Associate Professor Erin McCarthy Captures Oral Histories of COVID-19

erin mccarthy
McCarthy and Columbia’s archivists created a project entitled Capturing Quarantine, where students interview each other remotely to document their experiences with the COVID-19 pandemic.

Associate Professor Erin McCarthy listens to stories and then makes sure they’re shared with others. It all started with a project on birthing practices, where McCarthy found a family of four generations, three generations of whom had given birth, and compared their experiences. The revelations and differences in each woman’s experience had her hooked. She was an oral history convert, and now dedicates her professional life to listening to people’s stories and making sure they’re shared with others.

According to McCarthy, oral history is a knowledge producer. "It's the creation of knowledge. It's the creation of a primary source while based on memory, certainly is not exact, but it gives us insight into how people felt, how these experiences impacted them, and there's just not a lot of historical sources that give us that, the how, the why, the personal response, the impact it's made on their life. That is left to the historian's imagination most of the time, and oral history does give that.”

McCarthy was hired at Columbia College Chicago as an adjunct professor and was invited to help create the Columbia College Oral History Project (CCOHP). The Columbia College Oral History Project, started by now-retired Distinguished Professor Louis Silverstein, strove to preserve a record of College history from the 1960s through the words of the people who shaped the modern Columbia. Interviews were conducted from 1998 to 2004 with the assistance of Erin McCarthy and Chris Thale, both professional historians. McCarthy recalls she conducted about 84 interviews during that time for the project to accurately capture those who shaped Columbia’s values as they are today. She hopes to one day interview President Kim to continue the collection.

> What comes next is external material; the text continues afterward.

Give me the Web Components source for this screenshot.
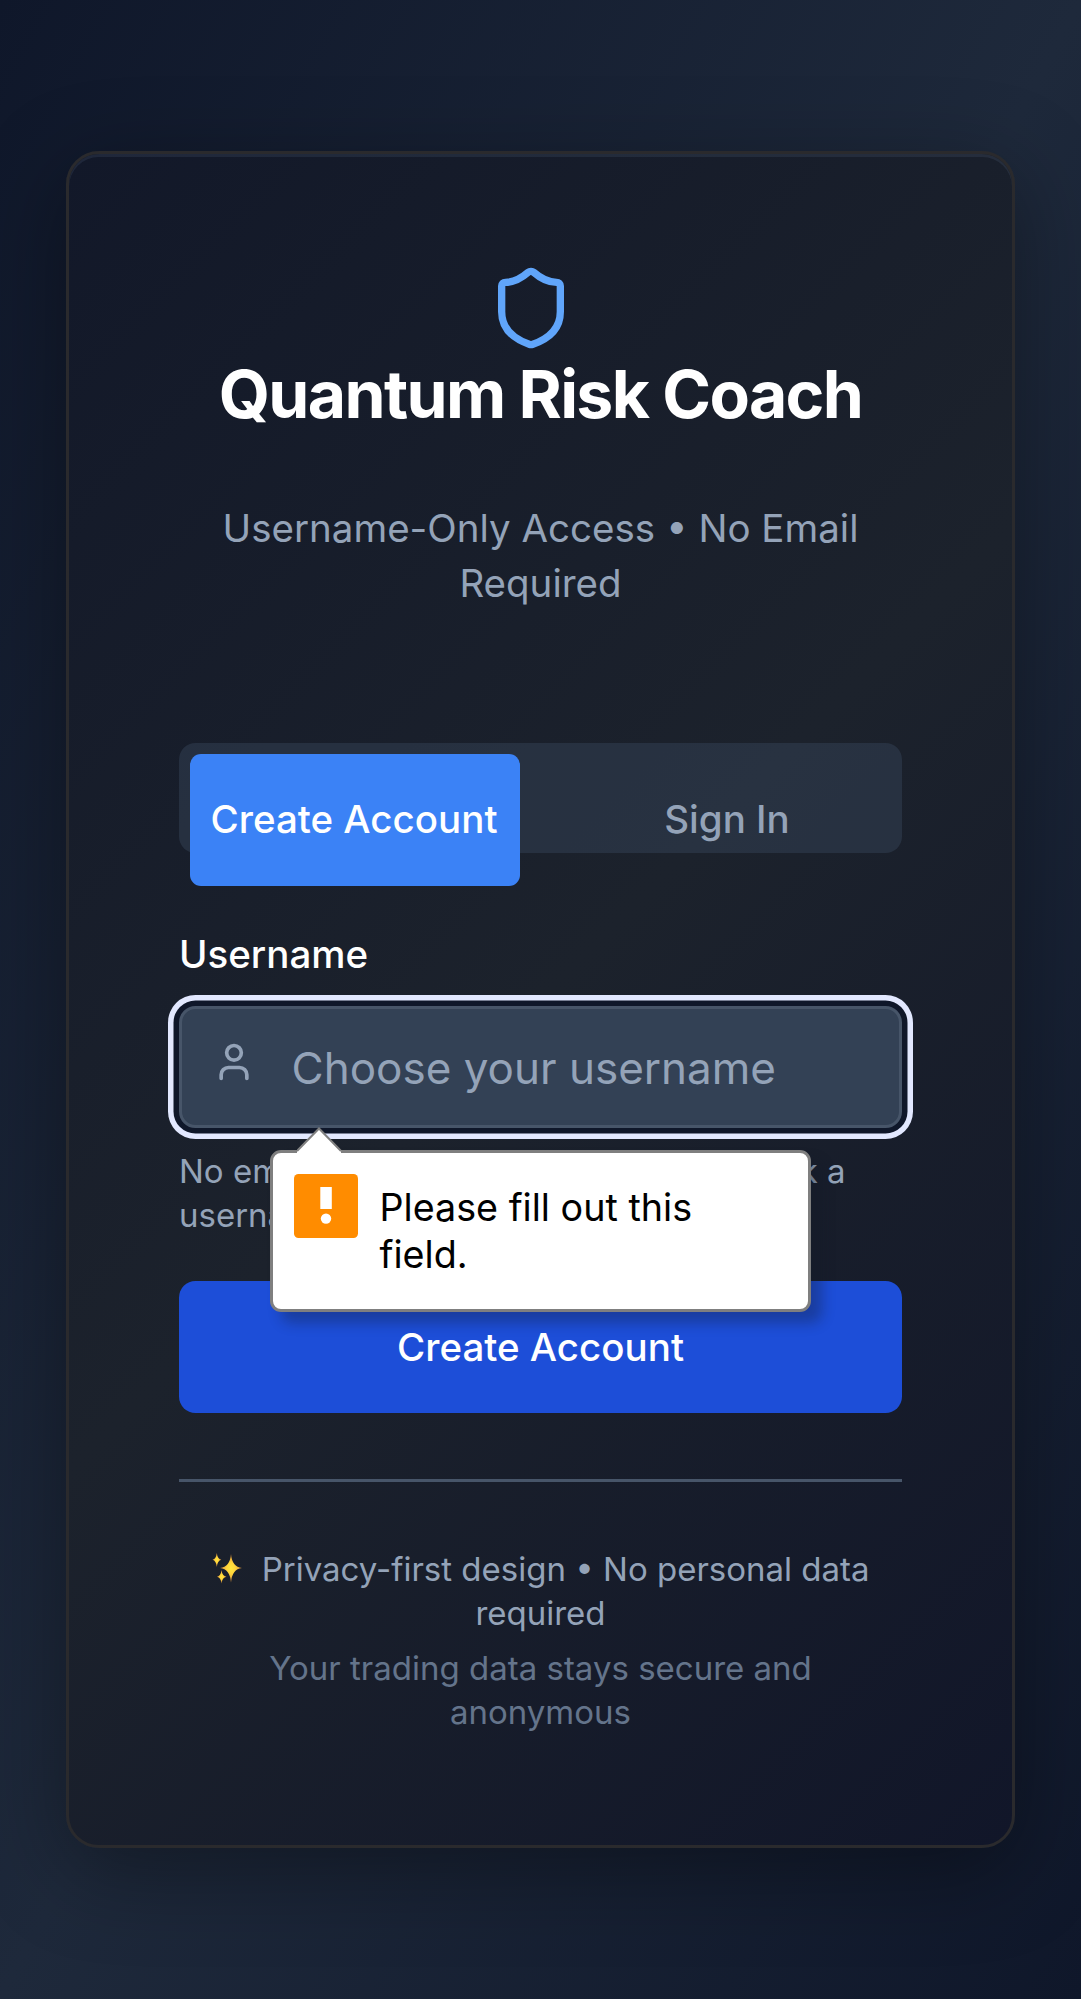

As the CCOHP was underway, McCarthy realized there were no oral history classes being offered at Columbia, so with Silverstein’s encouragement, she created a class for students to learn about and conduct oral histories, a topic so relevant to many students across the campus. McCarthy added, “so many of Columbia's majors, so many of us are about telling stories. Almost every major is about some version of storytelling, [whether it’s] written, audio, video, [or] cinema arts.”

Each oral history class focuses on a historical topic, to learn more about who they’ll be interviewing. Then, students learn about the discipline and how to record oral histories. This is all accomplished during the course of a semester. McCarthy noted that Columbia’s Oral History: The Art of the Interview course was the first to sign on with the Library of Congress' Veteran's History Project, and Columbia students have done over 200 interviews for that project. These interviews are part of the Library of Congress’ permanent collection. (see: https://memory.loc.gov/diglib/vhp/search?query=columbia+college+chicago&field=affiliation)

Oral History: The Art of the Interview is now part of the honors program at Columbia, and in the Spring of 2020 the oral histories classes partnered with the Council on Religious Leaders of Metropolitan Chicago. However, in the middle of the 2019-2020 Spring Semester the COVID-19 pandemic forced all classes to move online, with students learning remotely. This made the historically face-to-face interviews the oral history classes were to conduct with the members of the Council on Religious Leaders of Metropolitan Chicago impossible. McCarthy had to make the decision to abandon the semester’s project and was faced with having to figure out how to fulfill the learning outcomes of the course.

McCarthy and Columbia’s archivists, Heidi Marshall and Dominic Rossetti decided to create a project entitled Capturing Quarantine and have the students interview each other remotely to document their experiences with the COVID-19 pandemic. Capturing Quarantine is part of the larger archival project: Response 2020. For now, oral history courses will continue to contribute to Response 2020. “We will know more about people's experiences and COVID-19…due to increased awareness; it's important to document [this pandemic] because we know so little about the pandemic of 1918.”

In the future McCarthy hopes to go back to face-to-face interviews, but after seeing the success of Zoom and video meetings, she is leaning towards additional accommodations for remote video interviews. These video meetings also allow the option for the interviews to be filmed, which hasn’t been a focus previously.

Of the course’s impact on students, McCarthy notes, “students have the ability to incorporate interviewing into their practice and already have. This adds to their toolbox. I think the skill set that it draws upon and develops, is another reason/rationale for this course and why it's a great fit at Columbia and why it's good for our students.” McCarthy added that many students, after prepping and interviewing the subject for about twelve weeks, feel they know the person they are interviewing better than they know anyone else.

McCarthy is also working on a manuscript about Amos Alonzo Stagg, the football coach at the University of Chicago from 1892 to 1933. McCarthy wrote her dissertation about his life and his football coach career. Now she’s focusing on his early baseball origins. McCarthy plans for a book release in 2021.